Since $\sigma (w)$ and $\tilde{\sigma }(w)$ are osculating curves on R and $\tilde{R}$, respectively, then $\tilde{\alpha }(w)=\alpha (w)$ and ${\displaystyle \frac{\tilde{\beta }(w)\widetilde{{\kappa }_g}(w)}{\tilde{\kappa }(w)}}={\displaystyle \frac{\beta (w){\kappa }_g(w)}{\kappa (w)}}$. Hence,

$$\tilde{\sigma }(w)·{\tilde{P}}_{\sigma }(w)=\zeta \sigma (w)·P_{\sigma }(w).$$

□

Theorem 6. 

Let $\psi :R\to \tilde{R}$ be a conformal transformation, where R and $\tilde{R}$ are regular surfaces, and let σ be an asymptotic osculating curve on R (i.e., ${\kappa }_n=0$) and let $\tilde{\sigma }$ be its corresponding osculating curve on the transformed surface $\tilde{R}$. Then, we have the following:

(a) 

If $\tilde{\sigma }$ exhibits an asymptotic character on $\tilde{R}$, then $\tilde{\sigma }·{\tilde{P}}_{\sigma }(w)=\zeta \sigma (w)·P_{\sigma }(w)$.

(b) 

If $\tilde{\sigma }$ does not exhibits an asymptotic curve on $\tilde{R}$, then $\tilde{\sigma }(w)·{\tilde{P}}_{\sigma }(w)=\zeta \sigma (w)·P_{\sigma }(w)$,

where $T_{\sigma }(w)=a{\theta }_x+b{\theta }_y$ denotes a tangent vector at point $\sigma (w)$ on surface R.

Proof. 

Refer to Theorem 5 for proof by setting ${\kappa }_n=0$. □

4. Conclusions

In this paper, we have studied the geometric features of osculating curves with respect to the conformal transformation. We have obtained the specific conditions under which osculating curves remain invariant under such transformations, depending on their properties and whether they are geodesic or asymptotic. We also proved these conditions separately for the cases with zero and non-zero normal curvatures.

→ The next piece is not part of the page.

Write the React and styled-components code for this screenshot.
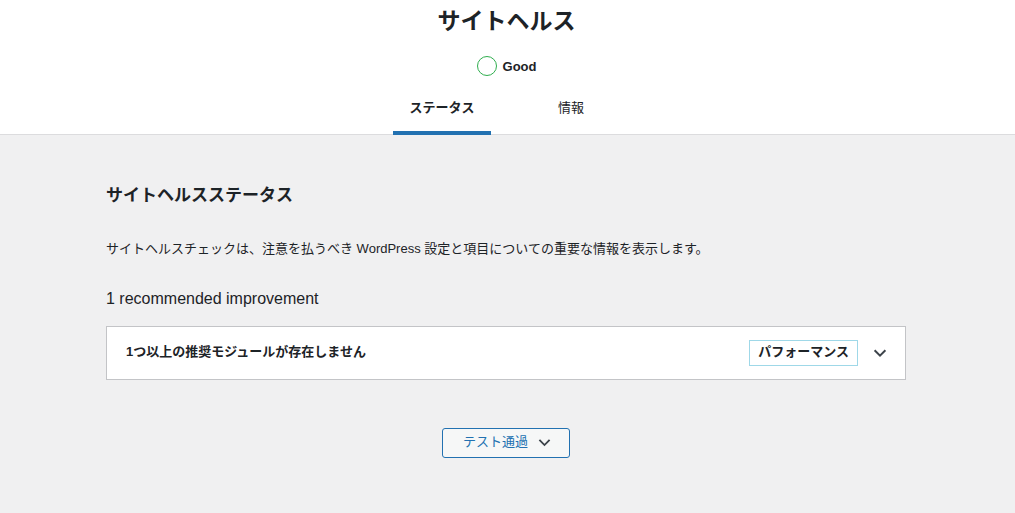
import React from "react";
import styled, { createGlobalStyle } from "styled-components";

const GlobalStyle = createGlobalStyle`
  html, body {
    margin: 0;
    padding: 0;
    min-height: 100%;
    background: #f0f0f1;
  }
  body {
    font-family: "Liberation Sans", "Noto Sans CJK JP", sans-serif;
    font-size: 13px;
    color: #1d2327;
  }
  * { box-sizing: border-box; }
`;

const Header = styled.div`
  background: #fff;
  border-bottom: 1px solid #dcdcde;
  display: flex;
  flex-direction: column;
  align-items: center;
  padding: 6px 2px 0 0;
`;

const Title = styled.h1`
  margin: 0;
  font-size: 23px;
  line-height: 30px;
  font-weight: 700;
`;

const Score = styled.div`
  display: flex;
  align-items: center;
  gap: 6px;
  margin-top: 20px;
  height: 20px;
  font-size: 13px;
  font-weight: 700;
  color: #1d2327;
`;

const Ring = styled.span`
  width: 20px;
  height: 20px;
  border-radius: 50%;
  border: 1.5px solid #2fae4e;
`;

const Tabs = styled.nav`
  display: grid;
  grid-template-columns: 1fr 1fr;
  margin-top: 12px;
`;

const Tab = styled.a`
  display: block;
  text-align: center;
  margin: 0 16px -1px;
  padding: 10px 16px 13px;
  line-height: 20px;
  font-size: 13px;
  font-weight: ${(p) => (p.$active ? 700 : 400)};
  color: #1d2327;
  text-decoration: none;
  border-bottom: 4px solid ${(p) => (p.$active ? "#2271b1" : "transparent")};
`;

const Page = styled.div`
  padding-right: 3px;
`;

const Body = styled.main`
  max-width: 800px;
  margin: 0 auto;
  padding: 49px 0 40px;
`;

const Heading = styled.h2`
  margin: 0;
  font-size: 17px;
  line-height: 24px;
  font-weight: 700;
`;

const Lead = styled.p`
  margin: 31px 0 0;
  line-height: 20px;
  font-size: 13px;
`;

const Count = styled.h3`
  margin: 28px 0 0;
  font-size: 16px;
  line-height: 24px;
  font-weight: 400;
`;

const Accordion = styled.div`
  margin-top: 15px;
  background: #fff;
  border: 1px solid #c3c4c7;
`;

const Trigger = styled.button`
  width: 100%;
  display: flex;
  align-items: center;
  height: 52px;
  padding: 0 16px 0 19px;
  background: none;
  border: 0;
  font: inherit;
  color: #1d2327;
  cursor: pointer;
  text-align: left;
`;

const IssueTitle = styled.span`
  flex: 1;
  font-weight: 700;
  font-size: 13px;
  line-height: 18px;
  padding-bottom: 3px;
`;

const Badge = styled.span`
  border: 1px solid #9fd8e8;
  padding: 0 8px 2px;
  height: 26px;
  line-height: 22px;
  font-size: 13px;
  font-weight: 700;
  margin-right: 13px;
`;

const Footer = styled.div`
  display: flex;
  justify-content: center;
  margin-top: 48px;
`;

const PassedButton = styled.button`
  display: flex;
  align-items: center;
  gap: 8px;
  height: 30px;
  padding: 0 16px 2px 20px;
  background: #f6f7f7;
  border: 1px solid #2271b1;
  border-radius: 3px;
  color: #2271b1;
  font: inherit;
  font-size: 13px;
  line-height: 18px;
  cursor: pointer;
`;

const Chevron = ({ size = 18 }) => (
  <svg width={size} height={size} viewBox="0 0 20 20" aria-hidden="true">
    <path d="M4 7l6 6 6-6" fill="none" stroke="#3c434a" strokeWidth="2.2" />
  </svg>
);

export default function App() {
  return (
    <>
      <GlobalStyle />
      <Header>
        <Title>サイトヘルス</Title>
        <Score>
          <Ring />
          Good
        </Score>
        <Tabs>
          <Tab $active href="#">ステータス</Tab>
          <Tab href="#">情報</Tab>
        </Tabs>
      </Header>
      <Page>
        <Body>
          <Heading>サイトヘルスステータス</Heading>
          <Lead>
            サイトヘルスチェックは、注意を払うべき WordPress 設定と項目についての重要な情報を表示します。
          </Lead>
          <Count>1 recommended improvement</Count>
          <Accordion>
            <Trigger>
              <IssueTitle>1つ以上の推奨モジュールが存在しません</IssueTitle>
              <Badge>パフォーマンス</Badge>
              <Chevron />
            </Trigger>
          </Accordion>
          <Footer>
            <PassedButton>
              テスト通過
              <Chevron size={17} />
            </PassedButton>
          </Footer>
        </Body>
      </Page>
    </>
  );
}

Furthermore, we have explored the behavior of osculating curves along the unit tangent and unit normal vectors with reference to the conformal transformations between the regular surfaces in Euclidean 3-space. In the future, we will try to obtain the geometric properties of Darboux osculating, Darboux normal, and Darboux rectifying curves together with the recent results in [40,41,42] and under conformal transformation between surfaces in Euclidean 4-space.